_Exercise goal:_ Repeat verbatim the lines from the one containing "What Vue 3 and" to the one containing "string; label: string;", ends included, minus any pictures.
________________
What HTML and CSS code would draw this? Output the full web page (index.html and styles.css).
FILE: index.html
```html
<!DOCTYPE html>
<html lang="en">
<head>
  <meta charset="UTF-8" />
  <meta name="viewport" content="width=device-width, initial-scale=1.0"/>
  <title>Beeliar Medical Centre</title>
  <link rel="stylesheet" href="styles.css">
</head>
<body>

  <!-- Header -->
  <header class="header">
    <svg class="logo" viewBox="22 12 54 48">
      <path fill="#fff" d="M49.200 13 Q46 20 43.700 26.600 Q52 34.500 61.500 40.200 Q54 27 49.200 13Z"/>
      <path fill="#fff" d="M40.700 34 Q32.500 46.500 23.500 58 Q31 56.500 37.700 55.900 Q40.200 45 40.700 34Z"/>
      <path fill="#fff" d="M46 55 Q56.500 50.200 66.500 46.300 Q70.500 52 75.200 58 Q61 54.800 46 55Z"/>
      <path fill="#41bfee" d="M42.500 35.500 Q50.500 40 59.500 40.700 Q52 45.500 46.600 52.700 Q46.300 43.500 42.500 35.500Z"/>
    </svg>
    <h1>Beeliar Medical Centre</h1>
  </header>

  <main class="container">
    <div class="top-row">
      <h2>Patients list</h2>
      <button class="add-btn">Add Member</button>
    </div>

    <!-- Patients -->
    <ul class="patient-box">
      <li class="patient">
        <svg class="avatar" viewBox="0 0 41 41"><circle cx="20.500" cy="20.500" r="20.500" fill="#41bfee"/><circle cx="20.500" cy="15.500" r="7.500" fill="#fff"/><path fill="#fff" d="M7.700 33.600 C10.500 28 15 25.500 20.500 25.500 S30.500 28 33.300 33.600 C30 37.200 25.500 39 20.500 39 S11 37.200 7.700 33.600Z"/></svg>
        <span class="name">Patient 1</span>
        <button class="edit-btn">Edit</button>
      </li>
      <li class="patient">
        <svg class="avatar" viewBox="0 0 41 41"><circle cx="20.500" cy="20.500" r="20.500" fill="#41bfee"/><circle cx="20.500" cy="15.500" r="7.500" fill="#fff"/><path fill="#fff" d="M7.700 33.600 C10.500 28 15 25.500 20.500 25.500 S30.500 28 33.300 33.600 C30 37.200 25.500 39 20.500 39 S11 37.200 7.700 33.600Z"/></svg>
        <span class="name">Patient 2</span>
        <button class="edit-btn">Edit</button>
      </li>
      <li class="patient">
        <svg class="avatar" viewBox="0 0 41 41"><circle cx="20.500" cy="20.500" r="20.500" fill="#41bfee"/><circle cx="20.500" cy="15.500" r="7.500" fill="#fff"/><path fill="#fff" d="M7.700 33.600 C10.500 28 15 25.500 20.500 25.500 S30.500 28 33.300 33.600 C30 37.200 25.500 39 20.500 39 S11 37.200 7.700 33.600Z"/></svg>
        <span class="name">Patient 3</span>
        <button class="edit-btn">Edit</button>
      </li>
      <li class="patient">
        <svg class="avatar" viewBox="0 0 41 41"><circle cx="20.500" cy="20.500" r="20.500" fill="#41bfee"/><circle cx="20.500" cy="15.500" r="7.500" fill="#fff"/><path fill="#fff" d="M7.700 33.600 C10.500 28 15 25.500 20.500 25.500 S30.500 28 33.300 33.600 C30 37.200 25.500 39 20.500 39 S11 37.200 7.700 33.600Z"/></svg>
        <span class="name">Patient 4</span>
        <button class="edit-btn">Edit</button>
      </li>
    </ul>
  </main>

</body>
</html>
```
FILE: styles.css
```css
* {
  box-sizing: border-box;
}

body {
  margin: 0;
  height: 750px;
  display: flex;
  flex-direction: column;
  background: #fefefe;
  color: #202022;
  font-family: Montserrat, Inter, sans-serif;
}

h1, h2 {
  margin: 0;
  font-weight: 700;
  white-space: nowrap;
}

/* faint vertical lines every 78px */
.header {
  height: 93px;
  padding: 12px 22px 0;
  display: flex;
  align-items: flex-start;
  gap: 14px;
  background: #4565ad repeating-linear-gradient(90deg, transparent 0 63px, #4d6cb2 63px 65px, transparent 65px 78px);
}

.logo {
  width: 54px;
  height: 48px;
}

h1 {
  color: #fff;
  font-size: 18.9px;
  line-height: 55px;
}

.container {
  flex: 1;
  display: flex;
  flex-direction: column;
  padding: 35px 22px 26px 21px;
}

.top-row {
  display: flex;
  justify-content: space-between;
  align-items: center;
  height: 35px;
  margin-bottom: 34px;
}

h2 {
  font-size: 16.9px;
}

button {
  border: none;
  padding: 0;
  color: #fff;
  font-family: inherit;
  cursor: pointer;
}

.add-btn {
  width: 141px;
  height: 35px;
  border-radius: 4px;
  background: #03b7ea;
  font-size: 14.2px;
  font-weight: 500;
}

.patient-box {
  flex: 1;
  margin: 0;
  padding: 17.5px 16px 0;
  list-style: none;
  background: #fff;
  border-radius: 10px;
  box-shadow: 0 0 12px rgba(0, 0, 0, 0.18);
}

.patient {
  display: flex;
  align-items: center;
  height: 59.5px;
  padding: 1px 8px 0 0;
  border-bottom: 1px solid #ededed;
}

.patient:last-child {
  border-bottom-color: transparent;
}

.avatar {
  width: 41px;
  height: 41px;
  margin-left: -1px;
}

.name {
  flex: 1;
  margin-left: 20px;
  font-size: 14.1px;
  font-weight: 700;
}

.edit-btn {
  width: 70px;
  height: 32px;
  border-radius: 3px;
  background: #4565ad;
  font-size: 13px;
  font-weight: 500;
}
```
________________
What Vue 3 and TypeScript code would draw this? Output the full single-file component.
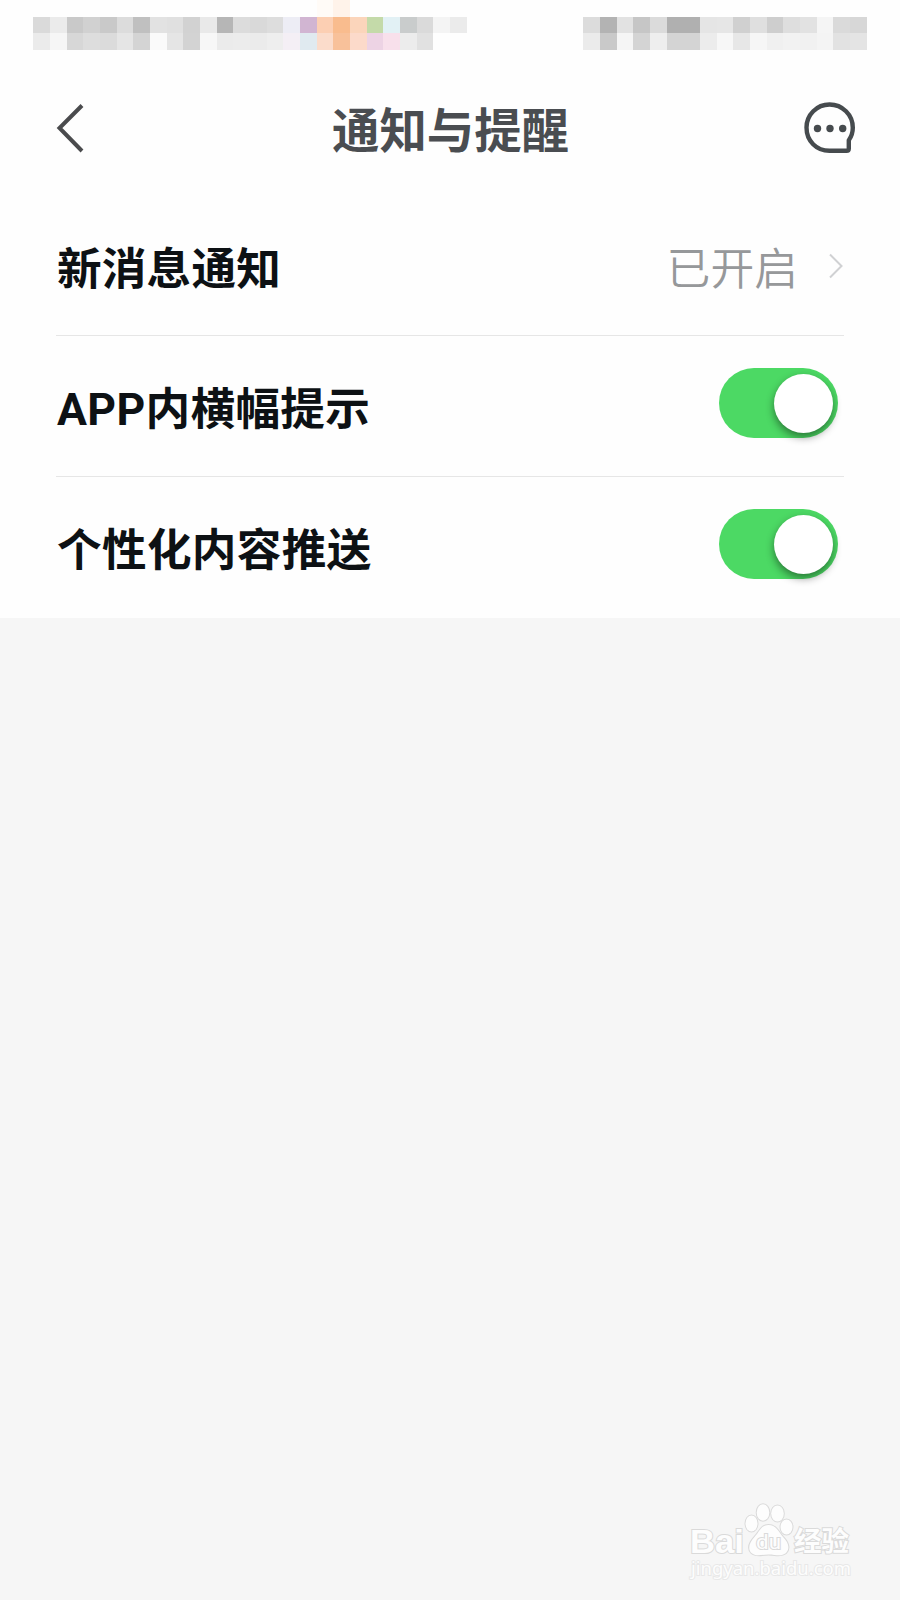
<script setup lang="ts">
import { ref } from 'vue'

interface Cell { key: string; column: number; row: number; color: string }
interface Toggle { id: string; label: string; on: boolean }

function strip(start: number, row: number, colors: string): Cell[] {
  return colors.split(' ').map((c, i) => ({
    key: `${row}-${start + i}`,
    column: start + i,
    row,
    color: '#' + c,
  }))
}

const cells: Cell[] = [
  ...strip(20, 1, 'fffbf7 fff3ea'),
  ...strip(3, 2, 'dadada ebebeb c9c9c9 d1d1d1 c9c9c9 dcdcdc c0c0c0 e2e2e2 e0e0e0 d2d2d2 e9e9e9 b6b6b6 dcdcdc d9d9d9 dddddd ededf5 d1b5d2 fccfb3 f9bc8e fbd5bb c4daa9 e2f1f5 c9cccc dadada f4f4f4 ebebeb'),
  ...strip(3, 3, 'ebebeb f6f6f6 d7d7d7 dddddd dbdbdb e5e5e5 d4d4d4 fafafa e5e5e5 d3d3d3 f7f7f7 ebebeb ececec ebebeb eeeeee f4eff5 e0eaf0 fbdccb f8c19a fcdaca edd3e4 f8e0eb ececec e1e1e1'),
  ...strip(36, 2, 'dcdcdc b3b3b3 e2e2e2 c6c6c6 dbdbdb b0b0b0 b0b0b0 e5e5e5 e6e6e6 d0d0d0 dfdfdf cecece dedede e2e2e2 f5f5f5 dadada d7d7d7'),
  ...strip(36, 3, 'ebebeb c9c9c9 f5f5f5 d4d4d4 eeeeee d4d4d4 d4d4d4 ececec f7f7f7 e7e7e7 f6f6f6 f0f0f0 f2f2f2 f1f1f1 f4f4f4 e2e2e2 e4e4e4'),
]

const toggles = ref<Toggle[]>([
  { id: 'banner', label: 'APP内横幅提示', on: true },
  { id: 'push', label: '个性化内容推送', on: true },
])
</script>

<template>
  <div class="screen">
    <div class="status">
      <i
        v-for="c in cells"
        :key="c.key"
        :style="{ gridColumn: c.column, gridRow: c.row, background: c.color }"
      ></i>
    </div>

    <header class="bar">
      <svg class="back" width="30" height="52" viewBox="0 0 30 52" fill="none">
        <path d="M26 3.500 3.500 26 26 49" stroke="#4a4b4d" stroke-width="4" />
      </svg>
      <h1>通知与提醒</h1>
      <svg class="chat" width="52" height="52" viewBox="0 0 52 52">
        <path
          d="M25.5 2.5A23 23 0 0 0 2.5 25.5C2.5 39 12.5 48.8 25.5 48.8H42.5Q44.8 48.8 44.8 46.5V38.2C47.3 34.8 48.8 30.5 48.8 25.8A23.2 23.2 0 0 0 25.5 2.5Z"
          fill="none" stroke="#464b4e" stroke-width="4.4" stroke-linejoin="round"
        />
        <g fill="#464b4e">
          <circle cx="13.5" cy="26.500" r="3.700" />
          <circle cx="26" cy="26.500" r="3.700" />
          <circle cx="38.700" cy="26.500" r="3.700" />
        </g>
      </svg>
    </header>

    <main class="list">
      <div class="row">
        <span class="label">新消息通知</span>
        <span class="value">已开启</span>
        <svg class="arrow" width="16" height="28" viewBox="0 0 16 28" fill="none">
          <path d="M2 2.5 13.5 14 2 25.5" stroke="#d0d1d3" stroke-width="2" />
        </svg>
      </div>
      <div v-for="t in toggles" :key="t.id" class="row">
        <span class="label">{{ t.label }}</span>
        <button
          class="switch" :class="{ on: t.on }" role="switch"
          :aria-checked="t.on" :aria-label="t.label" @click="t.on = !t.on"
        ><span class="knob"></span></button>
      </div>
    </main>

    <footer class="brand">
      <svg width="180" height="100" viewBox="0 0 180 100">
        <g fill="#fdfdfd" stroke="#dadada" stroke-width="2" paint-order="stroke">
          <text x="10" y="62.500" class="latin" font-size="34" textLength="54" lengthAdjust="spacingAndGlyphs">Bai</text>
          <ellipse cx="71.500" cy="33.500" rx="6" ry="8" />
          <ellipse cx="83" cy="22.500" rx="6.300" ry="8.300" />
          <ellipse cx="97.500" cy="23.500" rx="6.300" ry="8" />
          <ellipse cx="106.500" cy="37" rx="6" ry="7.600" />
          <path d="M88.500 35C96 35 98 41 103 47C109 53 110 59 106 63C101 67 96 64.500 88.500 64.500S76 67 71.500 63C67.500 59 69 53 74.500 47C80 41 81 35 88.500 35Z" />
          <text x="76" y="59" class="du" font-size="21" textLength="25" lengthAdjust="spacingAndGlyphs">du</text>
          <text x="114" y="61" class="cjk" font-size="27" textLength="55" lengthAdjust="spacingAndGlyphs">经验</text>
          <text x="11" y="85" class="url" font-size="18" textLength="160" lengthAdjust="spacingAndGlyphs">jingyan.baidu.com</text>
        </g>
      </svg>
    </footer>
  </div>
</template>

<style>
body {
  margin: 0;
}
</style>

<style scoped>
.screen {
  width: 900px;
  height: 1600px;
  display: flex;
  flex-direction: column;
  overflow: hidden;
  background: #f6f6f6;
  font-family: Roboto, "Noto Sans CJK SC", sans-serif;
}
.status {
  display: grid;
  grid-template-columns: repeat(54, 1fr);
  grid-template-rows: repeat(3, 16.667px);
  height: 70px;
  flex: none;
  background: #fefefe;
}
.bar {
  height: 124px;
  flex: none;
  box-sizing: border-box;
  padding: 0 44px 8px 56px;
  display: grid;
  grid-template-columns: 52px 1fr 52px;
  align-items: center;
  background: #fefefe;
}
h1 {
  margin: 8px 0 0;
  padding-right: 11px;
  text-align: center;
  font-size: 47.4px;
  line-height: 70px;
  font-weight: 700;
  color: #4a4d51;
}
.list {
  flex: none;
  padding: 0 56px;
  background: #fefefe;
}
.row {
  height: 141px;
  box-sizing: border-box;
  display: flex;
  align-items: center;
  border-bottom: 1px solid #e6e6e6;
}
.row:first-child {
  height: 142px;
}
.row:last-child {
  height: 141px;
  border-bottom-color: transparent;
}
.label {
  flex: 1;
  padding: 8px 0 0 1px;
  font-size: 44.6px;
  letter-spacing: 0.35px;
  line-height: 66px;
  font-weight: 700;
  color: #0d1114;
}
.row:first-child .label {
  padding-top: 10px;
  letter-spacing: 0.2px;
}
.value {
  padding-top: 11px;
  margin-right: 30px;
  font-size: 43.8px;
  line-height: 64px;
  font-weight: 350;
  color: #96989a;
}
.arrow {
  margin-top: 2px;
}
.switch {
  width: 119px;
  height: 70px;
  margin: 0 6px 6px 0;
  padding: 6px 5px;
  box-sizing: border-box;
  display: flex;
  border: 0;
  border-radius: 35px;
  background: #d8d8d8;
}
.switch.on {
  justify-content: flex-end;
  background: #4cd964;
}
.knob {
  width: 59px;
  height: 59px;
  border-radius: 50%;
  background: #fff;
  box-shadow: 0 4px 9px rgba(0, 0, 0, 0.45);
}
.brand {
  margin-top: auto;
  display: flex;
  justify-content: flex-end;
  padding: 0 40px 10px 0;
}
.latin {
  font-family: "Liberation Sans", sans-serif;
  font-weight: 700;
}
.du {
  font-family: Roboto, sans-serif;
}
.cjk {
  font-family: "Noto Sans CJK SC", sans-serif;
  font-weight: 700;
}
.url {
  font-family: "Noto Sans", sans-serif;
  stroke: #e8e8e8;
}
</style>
________________
_Written response:_
What Vue 3 and TypeScript code would draw this? Output the full single-file component.
<script setup lang="ts">
import { ref } from 'vue'

interface Cell { key: string; column: number; row: number; color: string }
interface Toggle { id: string; label: string; on: boolean }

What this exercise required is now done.